GOAL
Quote the listing below in its entirety, omitting every image.

☆ ☆ ☆ ☆

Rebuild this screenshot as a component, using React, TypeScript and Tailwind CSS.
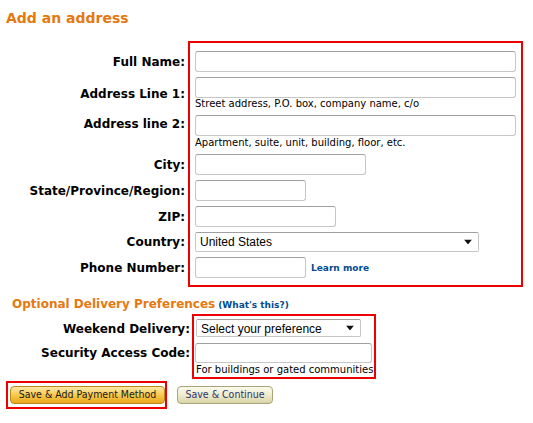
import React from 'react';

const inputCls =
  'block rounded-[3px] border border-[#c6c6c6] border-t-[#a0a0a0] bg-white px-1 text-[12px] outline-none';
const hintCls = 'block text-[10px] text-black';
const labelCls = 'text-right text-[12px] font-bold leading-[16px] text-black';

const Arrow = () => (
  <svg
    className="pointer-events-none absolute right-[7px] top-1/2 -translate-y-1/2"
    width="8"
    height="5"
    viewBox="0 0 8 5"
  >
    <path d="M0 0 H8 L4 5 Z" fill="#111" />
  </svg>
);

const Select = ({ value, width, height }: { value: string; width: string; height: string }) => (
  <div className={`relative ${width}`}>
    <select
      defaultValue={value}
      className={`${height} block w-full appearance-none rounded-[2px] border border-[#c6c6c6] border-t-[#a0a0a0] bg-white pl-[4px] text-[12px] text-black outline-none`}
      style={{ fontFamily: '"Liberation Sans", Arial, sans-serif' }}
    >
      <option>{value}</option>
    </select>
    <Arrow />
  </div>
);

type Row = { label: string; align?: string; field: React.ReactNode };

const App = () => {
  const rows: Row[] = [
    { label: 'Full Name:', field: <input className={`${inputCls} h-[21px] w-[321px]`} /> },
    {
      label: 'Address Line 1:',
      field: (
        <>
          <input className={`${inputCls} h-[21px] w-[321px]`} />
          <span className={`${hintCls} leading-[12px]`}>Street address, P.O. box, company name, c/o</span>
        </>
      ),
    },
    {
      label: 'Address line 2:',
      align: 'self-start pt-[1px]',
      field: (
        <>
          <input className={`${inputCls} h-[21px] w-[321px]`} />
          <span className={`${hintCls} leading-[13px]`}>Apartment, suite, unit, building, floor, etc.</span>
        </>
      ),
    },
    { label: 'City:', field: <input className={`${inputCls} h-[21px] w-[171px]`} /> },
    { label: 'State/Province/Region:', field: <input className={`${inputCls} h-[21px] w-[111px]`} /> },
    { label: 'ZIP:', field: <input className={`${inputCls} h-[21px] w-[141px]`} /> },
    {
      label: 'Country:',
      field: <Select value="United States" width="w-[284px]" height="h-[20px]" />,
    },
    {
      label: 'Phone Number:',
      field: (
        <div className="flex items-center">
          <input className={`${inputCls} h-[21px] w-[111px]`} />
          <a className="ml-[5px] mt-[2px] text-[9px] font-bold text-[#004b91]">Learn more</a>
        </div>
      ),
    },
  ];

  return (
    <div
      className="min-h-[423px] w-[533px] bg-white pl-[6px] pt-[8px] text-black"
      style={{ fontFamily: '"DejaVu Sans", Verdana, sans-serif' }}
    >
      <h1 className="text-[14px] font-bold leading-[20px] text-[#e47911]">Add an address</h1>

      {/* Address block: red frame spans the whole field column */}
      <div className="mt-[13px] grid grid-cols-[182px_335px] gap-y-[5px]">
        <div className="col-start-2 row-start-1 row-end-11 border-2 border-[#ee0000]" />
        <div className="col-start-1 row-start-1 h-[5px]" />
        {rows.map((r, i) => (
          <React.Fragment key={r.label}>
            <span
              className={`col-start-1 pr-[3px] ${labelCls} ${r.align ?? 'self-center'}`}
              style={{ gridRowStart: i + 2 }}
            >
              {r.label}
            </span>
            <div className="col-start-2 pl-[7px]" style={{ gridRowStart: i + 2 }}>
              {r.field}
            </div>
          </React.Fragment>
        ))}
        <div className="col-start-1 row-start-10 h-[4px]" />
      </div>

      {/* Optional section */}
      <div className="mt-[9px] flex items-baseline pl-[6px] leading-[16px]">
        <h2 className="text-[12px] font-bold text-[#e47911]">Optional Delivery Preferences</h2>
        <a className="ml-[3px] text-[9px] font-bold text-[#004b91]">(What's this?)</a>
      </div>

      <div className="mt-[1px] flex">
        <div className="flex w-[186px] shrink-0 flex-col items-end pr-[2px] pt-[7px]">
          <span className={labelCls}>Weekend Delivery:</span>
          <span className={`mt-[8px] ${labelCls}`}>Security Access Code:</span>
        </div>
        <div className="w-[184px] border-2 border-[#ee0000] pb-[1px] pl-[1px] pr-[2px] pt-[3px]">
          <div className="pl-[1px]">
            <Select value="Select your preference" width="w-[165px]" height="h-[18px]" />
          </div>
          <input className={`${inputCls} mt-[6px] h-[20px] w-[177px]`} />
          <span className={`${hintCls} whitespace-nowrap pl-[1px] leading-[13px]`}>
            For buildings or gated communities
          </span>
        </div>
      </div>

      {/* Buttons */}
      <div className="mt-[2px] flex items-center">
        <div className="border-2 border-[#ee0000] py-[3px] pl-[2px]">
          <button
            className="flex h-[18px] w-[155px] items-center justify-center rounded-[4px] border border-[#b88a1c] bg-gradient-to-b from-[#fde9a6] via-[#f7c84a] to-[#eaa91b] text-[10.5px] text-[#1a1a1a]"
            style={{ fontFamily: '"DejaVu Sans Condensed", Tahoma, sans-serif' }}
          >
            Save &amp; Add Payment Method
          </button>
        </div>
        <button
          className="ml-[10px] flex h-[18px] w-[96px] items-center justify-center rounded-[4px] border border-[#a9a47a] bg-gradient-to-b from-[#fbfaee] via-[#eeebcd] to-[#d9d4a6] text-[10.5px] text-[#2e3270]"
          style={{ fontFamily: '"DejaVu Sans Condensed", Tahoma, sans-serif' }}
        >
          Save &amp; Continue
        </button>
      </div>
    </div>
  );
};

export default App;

☆ ☆ ☆ ☆

FINAL ANSWER
Rebuild this screenshot as a component, using React, TypeScript and Tailwind CSS.
import React from 'react';

const inputCls =
  'block rounded-[3px] border border-[#c6c6c6] border-t-[#a0a0a0] bg-white px-1 text-[12px] outline-none';
const hintCls = 'block text-[10px] text-black';
const labelCls = 'text-right text-[12px] font-bold leading-[16px] text-black';

const Arrow = () => (
  <svg
    className="pointer-events-none absolute right-[7px] top-1/2 -translate-y-1/2"
    width="8"
    height="5"
    viewBox="0 0 8 5"
  >
    <path d="M0 0 H8 L4 5 Z" fill="#111" />
  </svg>
);

const Select = ({ value, width, height }: { value: string; width: string; height: string }) => (
  <div className={`relative ${width}`}>
    <select
      defaultValue={value}
      className={`${height} block w-full appearance-none rounded-[2px] border border-[#c6c6c6] border-t-[#a0a0a0] bg-white pl-[4px] text-[12px] text-black outline-none`}
      style={{ fontFamily: '"Liberation Sans", Arial, sans-serif' }}
    >
      <option>{value}</option>
    </select>
    <Arrow />
  </div>
);

type Row = { label: string; align?: string; field: React.ReactNode };

const App = () => {
  const rows: Row[] = [
    { label: 'Full Name:', field: <input className={`${inputCls} h-[21px] w-[321px]`} /> },
    {
      label: 'Address Line 1:',
      field: (
        <>
          <input className={`${inputCls} h-[21px] w-[321px]`} />
          <span className={`${hintCls} leading-[12px]`}>Street address, P.O. box, company name, c/o</span>
        </>
      ),
    },
    {
      label: 'Address line 2:',
      align: 'self-start pt-[1px]',
      field: (
        <>
          <input className={`${inputCls} h-[21px] w-[321px]`} />
          <span className={`${hintCls} leading-[13px]`}>Apartment, suite, unit, building, floor, etc.</span>
        </>
      ),
    },
    { label: 'City:', field: <input className={`${inputCls} h-[21px] w-[171px]`} /> },
    { label: 'State/Province/Region:', field: <input className={`${inputCls} h-[21px] w-[111px]`} /> },
    { label: 'ZIP:', field: <input className={`${inputCls} h-[21px] w-[141px]`} /> },
    {
      label: 'Country:',
      field: <Select value="United States" width="w-[284px]" height="h-[20px]" />,
    },
    {
      label: 'Phone Number:',
      field: (
        <div className="flex items-center">
          <input className={`${inputCls} h-[21px] w-[111px]`} />
          <a className="ml-[5px] mt-[2px] text-[9px] font-bold text-[#004b91]">Learn more</a>
        </div>
      ),
    },
  ];

  return (
    <div
      className="min-h-[423px] w-[533px] bg-white pl-[6px] pt-[8px] text-black"
      style={{ fontFamily: '"DejaVu Sans", Verdana, sans-serif' }}
    >
      <h1 className="text-[14px] font-bold leading-[20px] text-[#e47911]">Add an address</h1>

      {/* Address block: red frame spans the whole field column */}
      <div className="mt-[13px] grid grid-cols-[182px_335px] gap-y-[5px]">
        <div className="col-start-2 row-start-1 row-end-11 border-2 border-[#ee0000]" />
        <div className="col-start-1 row-start-1 h-[5px]" />
        {rows.map((r, i) => (
          <React.Fragment key={r.label}>
            <span
              className={`col-start-1 pr-[3px] ${labelCls} ${r.align ?? 'self-center'}`}
              style={{ gridRowStart: i + 2 }}
            >
              {r.label}
            </span>
            <div className="col-start-2 pl-[7px]" style={{ gridRowStart: i + 2 }}>
              {r.field}
            </div>
          </React.Fragment>
        ))}
        <div className="col-start-1 row-start-10 h-[4px]" />
      </div>

      {/* Optional section */}
      <div className="mt-[9px] flex items-baseline pl-[6px] leading-[16px]">
        <h2 className="text-[12px] font-bold text-[#e47911]">Optional Delivery Preferences</h2>
        <a className="ml-[3px] text-[9px] font-bold text-[#004b91]">(What's this?)</a>
      </div>

      <div className="mt-[1px] flex">
        <div className="flex w-[186px] shrink-0 flex-col items-end pr-[2px] pt-[7px]">
          <span className={labelCls}>Weekend Delivery:</span>
          <span className={`mt-[8px] ${labelCls}`}>Security Access Code:</span>
        </div>
        <div className="w-[184px] border-2 border-[#ee0000] pb-[1px] pl-[1px] pr-[2px] pt-[3px]">
          <div className="pl-[1px]">
            <Select value="Select your preference" width="w-[165px]" height="h-[18px]" />
          </div>
          <input className={`${inputCls} mt-[6px] h-[20px] w-[177px]`} />
          <span className={`${hintCls} whitespace-nowrap pl-[1px] leading-[13px]`}>
            For buildings or gated communities
          </span>
        </div>
      </div>

      {/* Buttons */}
      <div className="mt-[2px] flex items-center">
        <div className="border-2 border-[#ee0000] py-[3px] pl-[2px]">
          <button
            className="flex h-[18px] w-[155px] items-center justify-center rounded-[4px] border border-[#b88a1c] bg-gradient-to-b from-[#fde9a6] via-[#f7c84a] to-[#eaa91b] text-[10.5px] text-[#1a1a1a]"
            style={{ fontFamily: '"DejaVu Sans Condensed", Tahoma, sans-serif' }}
          >
            Save &amp; Add Payment Method
          </button>
        </div>
        <button
          className="ml-[10px] flex h-[18px] w-[96px] items-center justify-center rounded-[4px] border border-[#a9a47a] bg-gradient-to-b from-[#fbfaee] via-[#eeebcd] to-[#d9d4a6] text-[10.5px] text-[#2e3270]"
          style={{ fontFamily: '"DejaVu Sans Condensed", Tahoma, sans-serif' }}
        >
          Save &amp; Continue
        </button>
      </div>
    </div>
  );
};

export default App;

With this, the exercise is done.